If that success rate can be extrapolated for every CPC stud e nt, it compares very favourably with CPC pass rates for the country published by the Royal Society of Arts, the examining body. For the period October, 1982, to June 1983, only about half of the 10,767 candidates who took the national hgv exam passed.

Across the whole gamut of training offered by EP Training Services and Road Transport Correspondence Courses, a first-time pass rate as high as 95 per cent is claimed.

In addition to hgv, fork truck and CPC, Eddie Pargeter's centre offers courses on the transportation of hazardous substances. A year ago it gained RTITB approval for its Hazpack course. This two-day seminar dealing with the transportation of potentially dangerous substances in drums and packages was devised in anticipation of new regulations covering this activity which are still to come into force.

Hazpet courses are another introduction and are concerned with petrochemicals. Recently it was used as the basis of a special training package put together for the specific needs of a German chemicals distribution company, Rhone Polenz. Warehouse staff at the company's Kent depot were the recipients of this customised training.

A similar package was devised recently for the brewer Watney Mann. A revision in the company's personnel policy required all operators to be multi functional. "We had done a lot with them on the CPC side," said Eddie Pargeter. "It was because of that they approached me to put together a package of training for their operators."

Such customised training packages are something which EP Training Services wants to promote and develop.
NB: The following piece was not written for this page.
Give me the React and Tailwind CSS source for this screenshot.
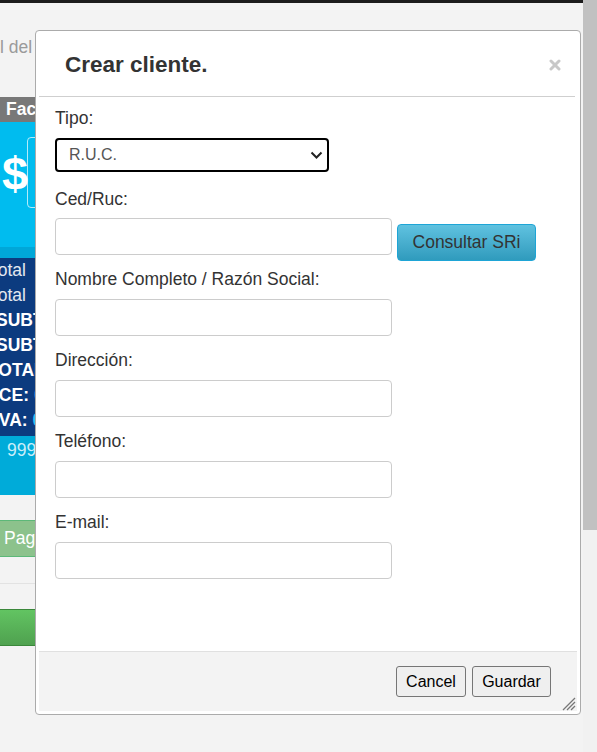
import React from 'react';

const Field = ({ label, children }) => (
  <div>
    <label className="block h-[25px] leading-[25px] mb-[7px] text-[17.5px] text-[#333]">{label}</label>
    {children}
  </div>
);

const TextInput = () => (
  <input
    type="text"
    className="block w-[337px] h-[37px] mb-[12px] border border-[#ccc] rounded-[4px] bg-white px-2 outline-none"
  />
);

const Background = () => (
  <div className="flex-1 min-w-0 flex flex-col overflow-hidden">
    <div className="h-[3px] bg-[#1c1c1c]" />
    <div className="w-[560px] flex flex-col">
      <div className="h-[94px] pt-[31px]">
        <p className="leading-[26px] text-[17.5px] text-[#9a9a9a] whitespace-nowrap">l del día</p>
      </div>
      <div className="h-[25px] bg-[#787878] pl-[6px] leading-[25px] text-[17.5px] font-bold text-white whitespace-nowrap">
        Facturación
      </div>
      <div className="h-[125px] bg-[#00bcef] pt-[15px]">
        <div className="h-[71px] flex items-center">
          <span className="w-[27px] pl-[2px] pt-[2px] text-[47px] leading-none font-bold text-white">$</span>
          <div className="h-[71px] w-[240px] border border-white/70 rounded-[4px]" />
        </div>
      </div>
      <div className="h-[11px] bg-[#00a7d8]" />
      <div className="h-[178px] bg-[#0c3b7f] text-[17.5px] leading-[25px] text-white whitespace-nowrap">
        <p className="-ml-[11px] text-[#e4e8f0]">Total<span className="ml-[30px]">0.00</span></p>
        <p className="-ml-[11px] text-[#e4e8f0]">Total<span className="ml-[30px]">0.00</span></p>
        <p className="-ml-[4px] font-bold">SUBTOTAL 12%:</p>
        <p className="-ml-[4px] font-bold">SUBTOTAL 0%:</p>
        <p className="-ml-[12px] font-bold">TOTAL:</p>
        <p className="-ml-[6px] font-bold">ICE: <span className="text-[#2ec3f2]">0.00</span></p>
        <p className="-ml-[6px] font-bold">IVA: <span className="text-[#2ec3f2]">0.00</span></p>
      </div>
      <div className="h-[59px] bg-[#00abd9] pt-[2px] pl-[7px] text-[17.5px] leading-[25px] text-[#cbeef9]">9999999999</div>
      <div className="h-[25px]" />
      <div className="h-[37px] bg-[#8cc28c] border-y border-[#5cb878] pl-[4px] flex items-center text-[17.5px] text-white whitespace-nowrap">
        Pagos
      </div>
      <div className="h-[26px]" />
      <div className="h-px bg-[#e2e2e2]" />
      <div className="h-[25px]" />
      <div className="h-[37px] bg-gradient-to-b from-[#62c462] to-[#4fa14f] border-y border-[#3a873a]" />
    </div>
  </div>
);

const Dialog = () => (
  <div className="absolute left-[35px] top-[30px] w-[546px] h-[685px] bg-white border border-[#ababab] rounded-[4px] p-[3px] flex flex-col">
    <div className="h-[62px] flex items-center justify-between pl-[26px] pr-[16px]">
      <h3 className="text-[22.5px] font-bold text-[#333]">Crear cliente.</h3>
      <svg width="12" height="12" viewBox="0 0 12 12">
        <g stroke="#c8c8c8" strokeWidth="3" strokeLinecap="round">
          <line x1="2" y1="2" x2="10" y2="10" />
          <line x1="10" y1="2" x2="2" y2="10" />
        </g>
      </svg>
    </div>
    <div className="h-px bg-[#cfcfcf] mr-[2px]" />
    <div className="flex-1 pl-[16px] pt-[9px]">
      <label className="block h-[25px] leading-[25px] mb-[7px] text-[17.5px] text-[#333]">Tipo:</label>
      <div className="w-[274px] h-[34px] mb-[15px] border-2 border-black rounded-[4px] flex items-center justify-between pl-[12px] pr-[4px]">
        <span className="text-[16px] text-[#555]">R.U.C.</span>
        <svg width="13" height="8" viewBox="0 0 13 8">
          <polyline points="1.5,1.5 6.5,6.5 11.5,1.5" fill="none" stroke="#222" strokeWidth="2" />
        </svg>
      </div>
      <label className="block h-[25px] leading-[25px] mb-[6px] text-[17.5px] text-[#333]">Ced/Ruc:</label>
      <div className="flex items-start">
        <TextInput />
        <button className="ml-[5px] mt-[6px] w-[139px] h-[37px] rounded-[4px] border border-[#1ea5d6] bg-gradient-to-b from-[#5fc2e0] to-[#2f9bbd] text-[17.5px] text-[#333]">
          Consultar SRi
        </button>
      </div>
      <Field label="Nombre Completo / Razón Social:"><TextInput /></Field>
      <Field label="Dirección:"><TextInput /></Field>
      <Field label="Teléfono:"><TextInput /></Field>
      <Field label="E-mail:"><TextInput /></Field>
    </div>
    <div className="h-[60px] border-t border-[#e0e0e0] bg-[#f3f3f3] flex items-center justify-end gap-[6px] pr-[26px]">
      <button className="w-[70px] h-[31px] bg-[#efefef] border border-[#767676] rounded-[3px] text-[16px] text-black">Cancel</button>
      <button className="w-[79px] h-[31px] bg-[#efefef] border border-[#767676] rounded-[3px] text-[16px] text-black">Guardar</button>
    </div>
    <svg className="absolute right-[4px] bottom-[3px]" width="15" height="15" viewBox="0 0 15 15">
      <g stroke="#777" strokeWidth="1.2">
        <line x1="2" y1="14" x2="14" y2="2" />
        <line x1="6" y1="14" x2="14" y2="6" />
        <line x1="10" y1="14" x2="14" y2="10" />
      </g>
    </svg>
  </div>
);

export default function App() {
  return (
    <div className="relative w-[597px] h-[752px] overflow-hidden bg-[#f3f3f3] flex font-['Liberation_Sans',Arial,sans-serif]">
      <Background />
      <div className="w-[14px] flex flex-col">
        <div className="h-[530px] bg-[#c1c1c1]" />
        <div className="flex-1 bg-[#f1f1f1]" />
      </div>
      <Dialog />
    </div>
  );
}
Another avenue of development under consideration is courses on the use of computers in transport. The Esher company has had its own micro computer for six months and is finding it a valuable tool. It is used as a word processor for mailshots and for vehicle costings and company accounts.

As long as the same thorough professional approach demonstrated by EP Training Services in its approach to driver and CPC training is applied to its new ventures, the company should help to generate more respect for industrial training than it seems to enjoy — at least in road transport.